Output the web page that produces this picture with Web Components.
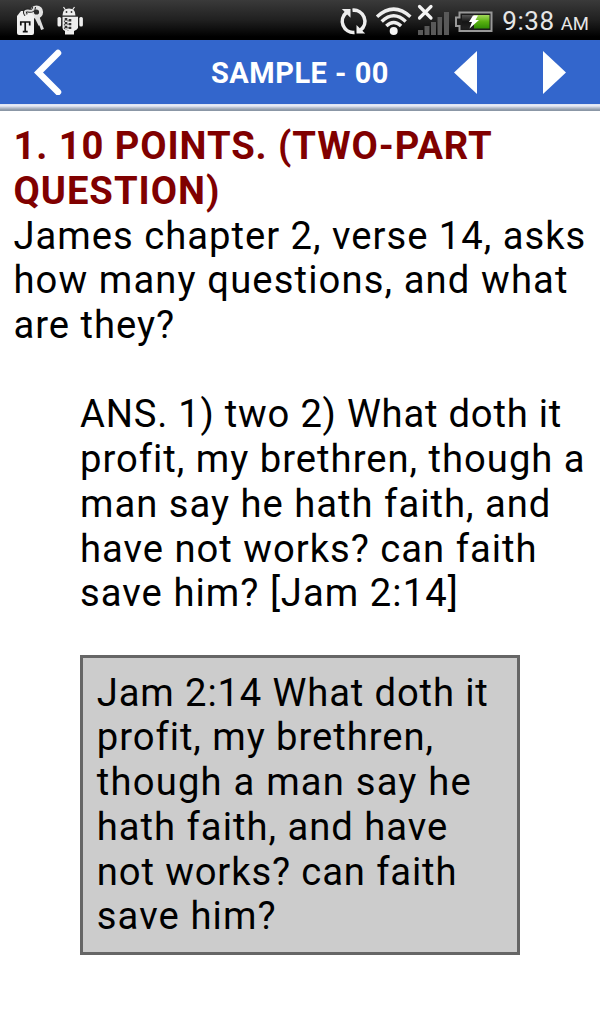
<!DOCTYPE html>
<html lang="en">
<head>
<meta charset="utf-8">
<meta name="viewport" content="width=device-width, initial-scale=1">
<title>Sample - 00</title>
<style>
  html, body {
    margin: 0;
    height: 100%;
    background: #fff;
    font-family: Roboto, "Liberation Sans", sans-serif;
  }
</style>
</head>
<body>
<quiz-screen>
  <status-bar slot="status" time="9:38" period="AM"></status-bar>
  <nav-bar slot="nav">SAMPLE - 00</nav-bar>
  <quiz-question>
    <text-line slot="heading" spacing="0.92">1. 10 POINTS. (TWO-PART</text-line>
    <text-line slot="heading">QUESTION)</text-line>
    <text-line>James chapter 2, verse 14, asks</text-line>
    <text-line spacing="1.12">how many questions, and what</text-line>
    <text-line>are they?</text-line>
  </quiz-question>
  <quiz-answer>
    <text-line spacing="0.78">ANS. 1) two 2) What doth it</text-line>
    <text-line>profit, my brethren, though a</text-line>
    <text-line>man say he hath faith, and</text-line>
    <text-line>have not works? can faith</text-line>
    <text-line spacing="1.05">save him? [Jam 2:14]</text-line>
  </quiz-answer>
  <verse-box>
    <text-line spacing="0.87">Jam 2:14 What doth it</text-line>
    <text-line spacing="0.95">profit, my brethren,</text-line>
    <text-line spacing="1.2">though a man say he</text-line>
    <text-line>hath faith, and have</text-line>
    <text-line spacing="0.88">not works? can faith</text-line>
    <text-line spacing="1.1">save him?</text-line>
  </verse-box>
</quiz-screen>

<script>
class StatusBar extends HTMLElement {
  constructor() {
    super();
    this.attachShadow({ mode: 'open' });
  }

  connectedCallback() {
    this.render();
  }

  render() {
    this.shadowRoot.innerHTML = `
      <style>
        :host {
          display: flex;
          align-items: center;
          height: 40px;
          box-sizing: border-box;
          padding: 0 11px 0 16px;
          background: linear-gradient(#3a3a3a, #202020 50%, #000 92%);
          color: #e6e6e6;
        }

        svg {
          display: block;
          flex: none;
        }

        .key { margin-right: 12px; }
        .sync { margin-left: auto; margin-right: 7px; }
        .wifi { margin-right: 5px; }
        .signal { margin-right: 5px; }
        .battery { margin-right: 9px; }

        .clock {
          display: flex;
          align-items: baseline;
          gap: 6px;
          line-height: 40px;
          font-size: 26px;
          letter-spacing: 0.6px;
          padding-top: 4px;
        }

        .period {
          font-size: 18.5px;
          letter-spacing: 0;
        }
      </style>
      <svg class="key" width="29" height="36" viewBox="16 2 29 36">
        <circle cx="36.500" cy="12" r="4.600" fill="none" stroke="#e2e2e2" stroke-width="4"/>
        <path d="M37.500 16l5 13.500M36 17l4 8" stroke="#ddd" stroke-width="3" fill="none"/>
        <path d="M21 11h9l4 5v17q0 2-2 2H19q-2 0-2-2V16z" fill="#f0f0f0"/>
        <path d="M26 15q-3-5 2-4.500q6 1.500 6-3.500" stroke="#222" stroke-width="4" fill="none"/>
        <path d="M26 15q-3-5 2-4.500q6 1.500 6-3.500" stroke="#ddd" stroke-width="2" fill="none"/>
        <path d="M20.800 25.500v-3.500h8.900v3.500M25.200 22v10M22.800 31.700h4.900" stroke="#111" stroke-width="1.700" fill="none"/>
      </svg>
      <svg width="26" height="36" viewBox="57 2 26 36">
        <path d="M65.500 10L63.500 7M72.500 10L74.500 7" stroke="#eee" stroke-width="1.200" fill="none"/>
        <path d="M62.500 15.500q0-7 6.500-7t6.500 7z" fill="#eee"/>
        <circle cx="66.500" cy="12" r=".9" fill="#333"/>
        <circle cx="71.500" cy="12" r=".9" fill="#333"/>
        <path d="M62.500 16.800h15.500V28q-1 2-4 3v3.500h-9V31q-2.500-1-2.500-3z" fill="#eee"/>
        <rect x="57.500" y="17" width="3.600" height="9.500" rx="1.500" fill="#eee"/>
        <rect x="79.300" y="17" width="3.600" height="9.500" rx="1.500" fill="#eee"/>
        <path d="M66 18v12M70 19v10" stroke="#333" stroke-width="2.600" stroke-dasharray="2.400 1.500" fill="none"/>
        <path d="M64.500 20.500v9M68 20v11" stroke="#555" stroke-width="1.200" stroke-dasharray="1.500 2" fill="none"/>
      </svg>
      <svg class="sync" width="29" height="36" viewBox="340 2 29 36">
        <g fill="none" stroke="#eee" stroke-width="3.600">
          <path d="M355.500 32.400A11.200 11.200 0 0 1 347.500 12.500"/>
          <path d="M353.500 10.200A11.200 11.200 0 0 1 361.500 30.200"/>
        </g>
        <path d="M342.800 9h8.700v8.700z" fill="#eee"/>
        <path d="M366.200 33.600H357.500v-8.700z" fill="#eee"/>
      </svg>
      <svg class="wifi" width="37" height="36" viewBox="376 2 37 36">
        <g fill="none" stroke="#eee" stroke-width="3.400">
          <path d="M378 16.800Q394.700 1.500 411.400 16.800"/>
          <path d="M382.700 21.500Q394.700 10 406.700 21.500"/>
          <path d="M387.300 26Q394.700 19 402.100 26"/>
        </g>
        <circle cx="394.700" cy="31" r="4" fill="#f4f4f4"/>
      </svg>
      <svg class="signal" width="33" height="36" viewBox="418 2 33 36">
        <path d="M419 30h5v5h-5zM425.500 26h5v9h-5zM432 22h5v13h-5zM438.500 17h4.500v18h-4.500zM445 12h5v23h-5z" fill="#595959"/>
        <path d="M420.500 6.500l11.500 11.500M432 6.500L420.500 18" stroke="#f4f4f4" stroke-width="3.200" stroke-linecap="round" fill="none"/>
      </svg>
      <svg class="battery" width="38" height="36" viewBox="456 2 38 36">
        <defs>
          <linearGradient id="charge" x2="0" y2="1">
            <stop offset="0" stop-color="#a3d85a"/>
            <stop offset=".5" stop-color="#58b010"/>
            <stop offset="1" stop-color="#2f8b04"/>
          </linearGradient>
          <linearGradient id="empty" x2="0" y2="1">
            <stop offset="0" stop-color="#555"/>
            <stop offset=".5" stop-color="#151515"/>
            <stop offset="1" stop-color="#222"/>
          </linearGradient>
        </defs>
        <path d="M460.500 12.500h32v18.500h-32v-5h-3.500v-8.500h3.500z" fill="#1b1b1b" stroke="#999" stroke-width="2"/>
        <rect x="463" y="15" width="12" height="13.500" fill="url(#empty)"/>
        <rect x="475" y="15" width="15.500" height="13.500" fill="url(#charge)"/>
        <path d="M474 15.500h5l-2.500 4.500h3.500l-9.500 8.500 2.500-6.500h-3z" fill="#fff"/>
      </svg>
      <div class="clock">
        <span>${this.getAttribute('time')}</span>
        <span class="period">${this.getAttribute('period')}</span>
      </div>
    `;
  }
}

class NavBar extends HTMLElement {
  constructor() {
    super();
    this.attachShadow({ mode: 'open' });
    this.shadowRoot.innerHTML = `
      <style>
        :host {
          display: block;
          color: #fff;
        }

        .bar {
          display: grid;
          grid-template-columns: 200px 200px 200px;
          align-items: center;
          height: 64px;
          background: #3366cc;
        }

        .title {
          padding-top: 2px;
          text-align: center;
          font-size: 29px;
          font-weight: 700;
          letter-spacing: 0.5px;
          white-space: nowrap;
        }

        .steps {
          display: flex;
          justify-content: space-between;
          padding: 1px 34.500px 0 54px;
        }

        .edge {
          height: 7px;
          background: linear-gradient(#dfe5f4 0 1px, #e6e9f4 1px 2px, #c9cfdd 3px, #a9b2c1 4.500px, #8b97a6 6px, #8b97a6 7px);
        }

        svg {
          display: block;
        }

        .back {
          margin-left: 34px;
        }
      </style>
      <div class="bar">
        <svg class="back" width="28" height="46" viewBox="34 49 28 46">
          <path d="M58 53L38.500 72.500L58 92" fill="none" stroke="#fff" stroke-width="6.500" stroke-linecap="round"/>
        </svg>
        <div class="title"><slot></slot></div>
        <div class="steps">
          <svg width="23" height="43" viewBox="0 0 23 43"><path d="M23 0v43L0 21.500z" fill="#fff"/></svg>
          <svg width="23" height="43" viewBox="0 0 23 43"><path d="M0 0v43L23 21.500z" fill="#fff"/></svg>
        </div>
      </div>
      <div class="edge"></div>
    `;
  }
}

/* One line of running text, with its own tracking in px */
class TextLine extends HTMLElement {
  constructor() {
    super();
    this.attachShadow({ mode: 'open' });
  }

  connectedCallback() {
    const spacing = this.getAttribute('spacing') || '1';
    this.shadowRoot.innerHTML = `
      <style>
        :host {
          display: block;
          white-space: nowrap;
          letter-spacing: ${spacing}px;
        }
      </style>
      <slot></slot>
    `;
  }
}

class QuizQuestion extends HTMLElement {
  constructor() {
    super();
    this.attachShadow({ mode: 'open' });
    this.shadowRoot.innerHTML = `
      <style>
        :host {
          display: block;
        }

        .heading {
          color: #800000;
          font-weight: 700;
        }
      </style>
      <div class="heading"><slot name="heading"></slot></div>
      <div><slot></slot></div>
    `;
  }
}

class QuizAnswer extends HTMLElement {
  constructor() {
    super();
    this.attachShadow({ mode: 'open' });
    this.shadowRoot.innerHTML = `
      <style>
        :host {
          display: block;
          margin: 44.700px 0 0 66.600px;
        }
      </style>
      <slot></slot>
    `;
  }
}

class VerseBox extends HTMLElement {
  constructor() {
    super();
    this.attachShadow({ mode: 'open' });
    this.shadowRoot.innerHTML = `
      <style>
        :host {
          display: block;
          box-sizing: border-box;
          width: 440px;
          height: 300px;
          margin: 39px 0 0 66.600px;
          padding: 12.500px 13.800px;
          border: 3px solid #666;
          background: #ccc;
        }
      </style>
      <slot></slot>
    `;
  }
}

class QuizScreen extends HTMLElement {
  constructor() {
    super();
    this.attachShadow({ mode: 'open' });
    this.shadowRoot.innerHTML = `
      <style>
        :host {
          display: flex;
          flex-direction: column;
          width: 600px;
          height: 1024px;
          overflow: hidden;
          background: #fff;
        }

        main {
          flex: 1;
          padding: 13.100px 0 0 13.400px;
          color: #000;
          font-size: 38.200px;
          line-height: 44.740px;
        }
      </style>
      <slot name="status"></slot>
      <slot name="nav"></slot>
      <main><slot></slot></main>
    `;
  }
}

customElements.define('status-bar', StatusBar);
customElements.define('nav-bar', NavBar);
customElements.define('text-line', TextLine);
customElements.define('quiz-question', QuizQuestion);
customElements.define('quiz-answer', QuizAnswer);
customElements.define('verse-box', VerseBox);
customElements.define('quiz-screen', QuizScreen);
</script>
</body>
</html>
==
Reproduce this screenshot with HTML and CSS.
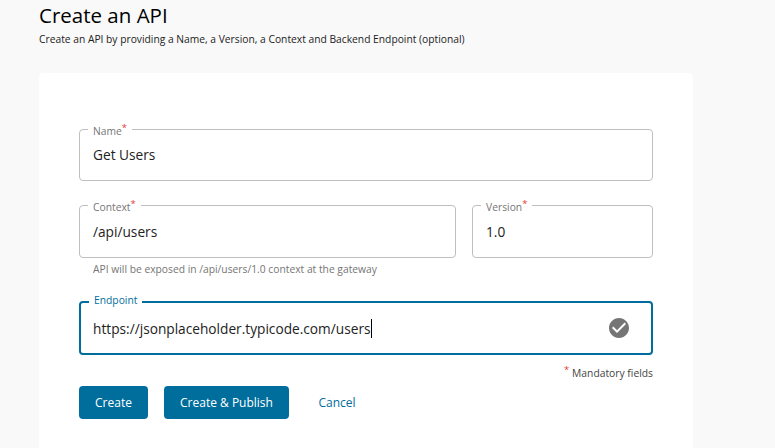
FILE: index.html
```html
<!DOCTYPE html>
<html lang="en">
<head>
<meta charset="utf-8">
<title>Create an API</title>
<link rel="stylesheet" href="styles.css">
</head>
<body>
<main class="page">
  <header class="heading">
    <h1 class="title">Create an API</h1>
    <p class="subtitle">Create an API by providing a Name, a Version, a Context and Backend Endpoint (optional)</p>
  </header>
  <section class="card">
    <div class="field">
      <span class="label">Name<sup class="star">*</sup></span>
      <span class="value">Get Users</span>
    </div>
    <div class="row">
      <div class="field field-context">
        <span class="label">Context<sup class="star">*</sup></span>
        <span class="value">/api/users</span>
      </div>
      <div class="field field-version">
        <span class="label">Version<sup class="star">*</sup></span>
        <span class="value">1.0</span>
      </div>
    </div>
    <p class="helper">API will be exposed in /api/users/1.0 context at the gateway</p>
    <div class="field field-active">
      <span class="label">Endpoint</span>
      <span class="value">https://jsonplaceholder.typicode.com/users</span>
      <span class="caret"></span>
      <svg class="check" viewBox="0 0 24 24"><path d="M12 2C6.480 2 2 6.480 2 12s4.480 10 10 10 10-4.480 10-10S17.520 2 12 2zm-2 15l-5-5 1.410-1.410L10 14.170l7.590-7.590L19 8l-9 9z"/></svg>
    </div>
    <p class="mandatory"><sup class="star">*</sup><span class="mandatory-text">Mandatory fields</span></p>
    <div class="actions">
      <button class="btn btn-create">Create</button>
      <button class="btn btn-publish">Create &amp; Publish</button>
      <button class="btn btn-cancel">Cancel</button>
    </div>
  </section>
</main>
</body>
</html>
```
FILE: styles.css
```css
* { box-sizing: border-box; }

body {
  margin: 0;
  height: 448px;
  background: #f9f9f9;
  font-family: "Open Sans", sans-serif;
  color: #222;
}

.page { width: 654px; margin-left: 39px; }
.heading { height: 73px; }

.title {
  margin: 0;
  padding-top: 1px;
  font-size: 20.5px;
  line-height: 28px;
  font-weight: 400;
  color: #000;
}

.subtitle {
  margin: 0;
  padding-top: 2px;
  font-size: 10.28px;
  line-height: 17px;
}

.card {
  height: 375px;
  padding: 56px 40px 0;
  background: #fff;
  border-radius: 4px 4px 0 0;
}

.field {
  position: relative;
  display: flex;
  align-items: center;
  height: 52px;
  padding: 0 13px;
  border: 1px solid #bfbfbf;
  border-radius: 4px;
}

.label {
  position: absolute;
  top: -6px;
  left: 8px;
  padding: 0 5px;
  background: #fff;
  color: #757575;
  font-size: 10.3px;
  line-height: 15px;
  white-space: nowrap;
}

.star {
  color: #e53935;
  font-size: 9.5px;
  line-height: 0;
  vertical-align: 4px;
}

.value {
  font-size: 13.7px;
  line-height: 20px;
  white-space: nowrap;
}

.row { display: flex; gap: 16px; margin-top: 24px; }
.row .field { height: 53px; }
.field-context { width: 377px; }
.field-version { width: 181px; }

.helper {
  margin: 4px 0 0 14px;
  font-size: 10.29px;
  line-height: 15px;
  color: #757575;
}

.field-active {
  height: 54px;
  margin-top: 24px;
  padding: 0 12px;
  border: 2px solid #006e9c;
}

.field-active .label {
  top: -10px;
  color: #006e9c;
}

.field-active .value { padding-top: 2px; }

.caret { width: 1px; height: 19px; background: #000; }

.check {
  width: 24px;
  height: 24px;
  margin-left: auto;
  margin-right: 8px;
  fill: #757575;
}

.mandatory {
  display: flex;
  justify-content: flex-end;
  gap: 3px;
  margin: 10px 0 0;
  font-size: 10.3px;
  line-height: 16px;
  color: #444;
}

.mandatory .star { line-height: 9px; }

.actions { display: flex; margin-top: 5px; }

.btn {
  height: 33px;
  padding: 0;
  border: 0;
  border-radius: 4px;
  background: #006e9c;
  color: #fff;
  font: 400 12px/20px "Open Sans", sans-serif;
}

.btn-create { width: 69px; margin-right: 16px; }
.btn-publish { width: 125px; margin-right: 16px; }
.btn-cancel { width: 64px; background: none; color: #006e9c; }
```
...
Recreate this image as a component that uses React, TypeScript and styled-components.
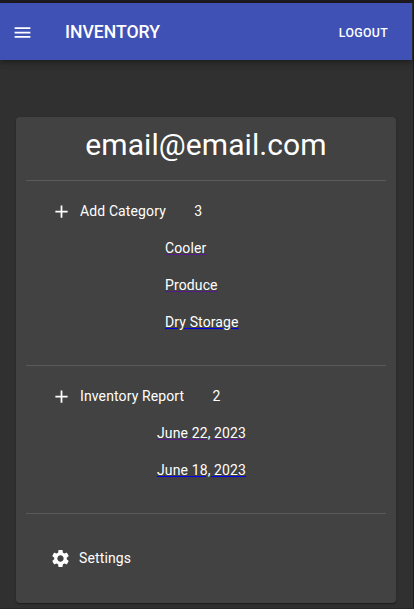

• _Exercise brief_:
Check each line above for the string "that" and report how many lines have it, giving only the number.

• _Answer_:
2